Lucy sighed. “Thanks.”
“But I like you,” Brandon said with a smile. “And I know what it’s like to get down in the dumps, so…if you ever need someone to talk to, I’m right across the street.”
Lucy cocked her head, studying Brandon, reading the genuine concern in his pale eyes. “You lost someone?” she asked. “To depression?”
Brandon’s eyes opened a little wider. “Yeah…I did. The year before high school.”
“I didn’t read your mind,” Lucy said, rushing to reassure him. “That wasn’t being psychic, just perceptive. I’m sorry for your loss, whoever it was.”
Brandon nodded, the muscle in his jaw leaping. “Thanks.”
“But I’m not depressed, don’t worry,” Lucy said, feeling for the guy, and hoping she could put his mind at ease. “And I’m not crazy, either. There are just more things in Heaven and Earth, Horatio, than are dreamt of in your philosophy.”
Brandon’s eyes narrowed. “Shakespeare?”
“Yeah,” Lucy said, surprised. “Hamlet.”
“We studied that in high school,” Brandon said. “Wasn’t really my thing.”
“Mine either,” Lucy said. “I just like the quote. My Gram cross-stitched it on a pillow
for me when I was little. She always told me that God made me this way and God doesn’t make mistakes. Some people say being psychic goes against the church, but I’ve only ever used what I can do to help people.” Lucy paused, screwing up her nose before she confessed, “Except that one time I used it to bet on a horse so I could pay my electric bill, but I felt guilty about it after.”
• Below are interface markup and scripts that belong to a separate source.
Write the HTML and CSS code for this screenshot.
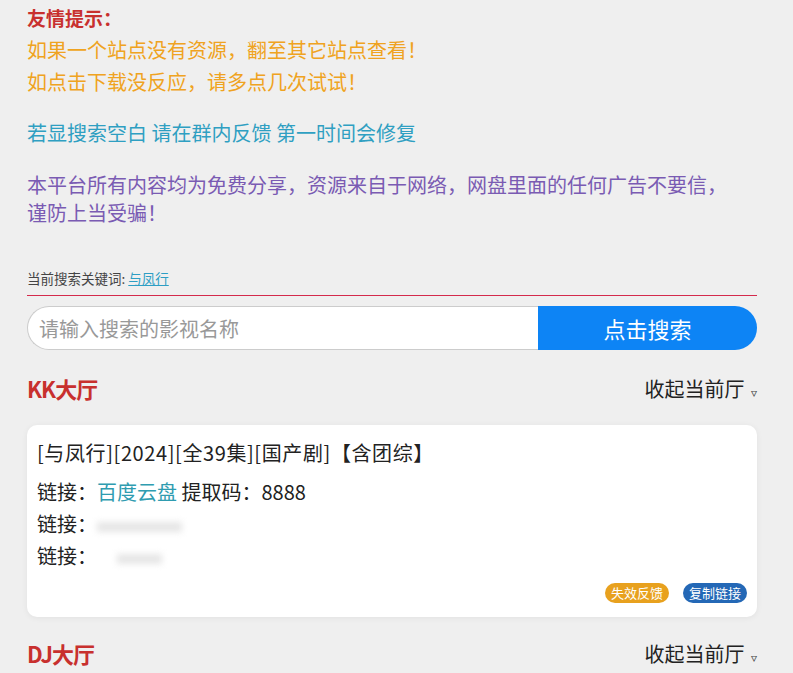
FILE: index.html
```html
<!doctype html>
<html lang="zh-CN">
<head>
<meta charset="utf-8">
<title>影视搜索</title>
<meta name="viewport" content="width=device-width, initial-scale=1">
<link rel="stylesheet" href="styles.css">
</head>
<body>

<main>
  <div class="tips">
    <h3>友情提示：</h3>
    <p class="warn">如果一个站点没有资源，翻至其它站点查看！</p>
    <p class="warn">如点击下载没反应，请多点几次试试！</p>
  </div>

  <p class="notice">若显搜索空白 请在群内反馈 第一时间会修复</p>
  <p class="disclaimer">本平台所有内容均为免费分享，资源来自于网络，网盘里面的任何广告不要信，谨防上当受骗！</p>

  <div class="keyword">当前搜索关键词: <a href="#">与凤行</a></div>

  <form class="search" onsubmit="return false">
    <input type="text" placeholder="请输入搜索的影视名称">
    <button type="submit">点击搜索</button>
  </form>

  <section class="hall">
    <div class="hall-head">
      <h2>KK大厅</h2>
      <span class="fold">收起当前厅 <i>▿</i></span>
    </div>
    <div class="card">
      <div class="card-title">[与凤行][2024][全39集][国产剧]【含团综】</div>
      <div class="row">链接：<a href="#">百度云盘</a> 提取码：8888</div>
      <div class="row">链接：<span class="blur b1"></span></div>
      <div class="row">链接：<span class="blur b2"></span></div>
      <div class="actions">
        <span class="tag orange">失效反馈</span>
        <span class="tag blue">复制链接</span>
      </div>
    </div>
  </section>

  <section class="hall">
    <div class="hall-head">
      <h2>DJ大厅</h2>
      <span class="fold">收起当前厅 <i>▿</i></span>
    </div>
  </section>
</main>

</body>
</html>
```

FILE: styles.css
```css
:root{--red:#c8302e;--blue:#0d84f5;--bg:#efefef;}
body{margin:0;background:var(--bg);font-family:"Noto Sans CJK SC","Microsoft YaHei",sans-serif;color:#222;}
main{padding:2px 36px 40px 27px;}
p{margin:0;}

/* tips */
.tips h3{margin:0;font-size:19px;line-height:32px;color:var(--red);font-weight:700;}
.warn{font-size:20px;line-height:32px;color:#efa321;}
.notice{margin-top:19px;font-size:20px;line-height:32px;color:#2f9fc2;}
.disclaimer{max-width:708px;margin-top:22px;font-size:20px;line-height:28px;color:#7a5bb3;}

.keyword{margin-top:41px;padding-bottom:7px;font-size:13.5px;line-height:20px;color:#444;border-bottom:1px solid #d42a4c;}
.keyword a{color:#2d9ec4;}

/* search bar */
.search{display:flex;height:44px;margin-top:10px;}
.search input{flex:1;min-width:0;margin:0;padding:0 0 0 11px;border:1px solid #ccc;border-right:0;border-radius:22px 0 0 22px;background:#fff;font:20px "Noto Sans CJK SC",sans-serif;color:#333;outline:none;}
.search input::placeholder{color:#999;}
.search button{width:219px;margin:0;border:0;border-radius:0 22px 22px 0;background:var(--blue);color:#fff;font:22px "Noto Sans CJK SC",sans-serif;cursor:pointer;}

/* halls */
.hall-head{display:flex;justify-content:space-between;align-items:center;height:36px;margin-top:20px;}
.hall + .hall .hall-head{margin-top:18px;}
.hall-head h2{margin:0;font-size:22px;color:var(--red);font-weight:700;letter-spacing:-1px;}
.fold{font-size:20px;color:#222;}
.fold i{font-style:normal;font-size:12px;color:#444;margin-left:2px;}

.card{margin-top:19px;padding:14px 10px 14px 10px;background:#fff;border-radius:10px;box-shadow:0 1px 6px rgba(0,0,0,.06);}
.card-title{font-size:20px;line-height:28px;letter-spacing:.6px;}
.row{font-size:20px;line-height:32px;}
.card-title + .row{margin-top:9px;}
.row a{color:#2f9cb0;text-decoration:none;}
.blur{display:inline-block;vertical-align:middle;height:10px;background:#e6e6e6;filter:blur(3px);}
.blur.b1{width:85px;}
.blur.b2{width:45px;margin-left:20px;}

.actions{display:flex;justify-content:flex-end;gap:14px;margin-top:11px;}
.tag{padding:0 6px;height:20px;line-height:20px;border-radius:10px;font-size:13px;color:#fff;}
.tag.orange{background:#e8a11e;}
.tag.blue{background:#2468b6;}
```
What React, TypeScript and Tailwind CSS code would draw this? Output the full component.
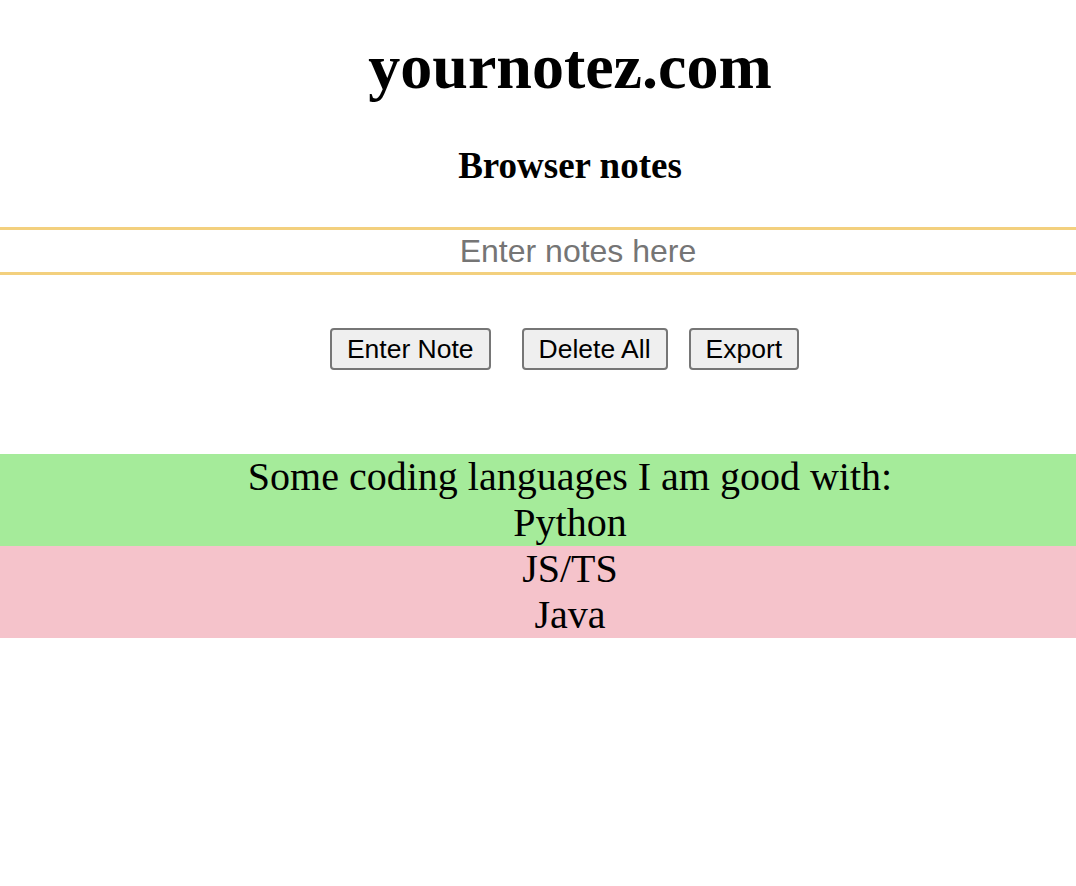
export default function App() {
  return (
    <div className="min-h-screen overflow-hidden bg-white text-black">
      <div className="w-[1140px]" style={{ fontFamily: '"Liberation Serif", "Times New Roman", serif' }}>
        <h1 className="pt-[30px] text-center text-[64px] font-bold leading-[74px]">yournotez.com</h1>
        <h2 className="mt-[40px] text-center text-[37px] font-bold leading-[43px]">Browser notes</h2>
        <div className="mt-[40px]">
          <input
            type="text"
            placeholder="Enter notes here"
            className="block h-[48px] w-full border-y-[3px] border-[#f3d07e] pl-[16px] text-center text-[32px] text-black outline-none placeholder:text-[#757575]"
            style={{ fontFamily: '"Liberation Sans", Arial, sans-serif' }}
          />
        </div>
        <div className="mt-[53px] flex justify-center pr-[11px]" style={{ fontFamily: '"Liberation Sans", Arial, sans-serif' }}>
          <button className="h-[42px] rounded-[4px] border-2 border-[#767676] bg-[#efefef] px-[15px] text-[26.5px]">Enter Note</button>
          <button className="ml-[31px] h-[42px] rounded-[4px] border-2 border-[#767676] bg-[#efefef] px-[15px] text-[26.5px]">Delete All</button>
          <button className="ml-[21px] h-[42px] rounded-[4px] border-2 border-[#767676] bg-[#efefef] px-[15px] text-[26.5px]">Export</button>
        </div>
        <div className="mt-[84px] text-center text-[40px] leading-[46px]">
          <div className="bg-[#a5eb9a]">
            <div>Some coding languages I am good with:</div>
            <div>Python</div>
          </div>
          <div className="bg-[#f5c3cb]">
            <div>JS/TS</div>
            <div>Java</div>
          </div>
        </div>
      </div>
    </div>
  );
}
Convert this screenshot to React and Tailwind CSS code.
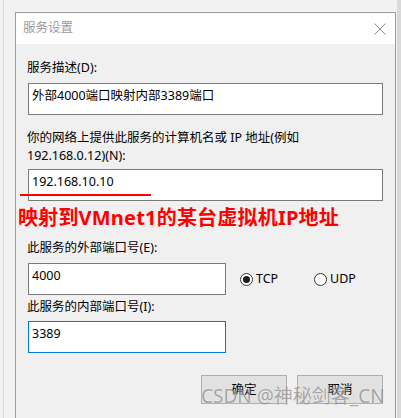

Brandon shot her a bemused smile. “Then why were you trying to turn it off? If you use it to help people?”
Lucy swallowed. “I needed a break. Just for a little while. But I didn’t want it to go away forever.”
Brandon shrugged. “Well…maybe it’s like working out. Maybe you need some time to get back in top condition. If I quit lifting for a week, I can’t jump right back in where I left off, you know.”
“Maybe…” Lucy nodded, mildly cheered. “That’s a thought.”
“I have those sometimes,” Brandon said, making Lucy chuckle when she realized he’d made a joke.
She looked up at him, seeing him through a different lens. “Thanks, Brandon. It was really nice talking to you this morning.”
“You too,” he said, eyes dropping to the pink box and bread on the counter between them before returning to Lucy’s. “So…think you might want to talk again sometime? Maybe over pizza or something?”
Lucy stared at him for a long moment before the meaning of his words penetrated. It had been so long since she’d been asked out on a date, she’d almost forgotten the warning signs.
“Oh,” she said, blinking fast, not sure what else to say. “Um…I…I don’t know, Brandon. I think I’m a lot older than you are.”
Brandon’s brows drew together. “Doubt it. I’m twenty-one.”
“I’m twenty-seven,” Lucy said, accustomed to people thinking she was younger than she actually was. It was a hazard of being five-two, on the scrawny side, and preferring to wear one’s hair in pigtails.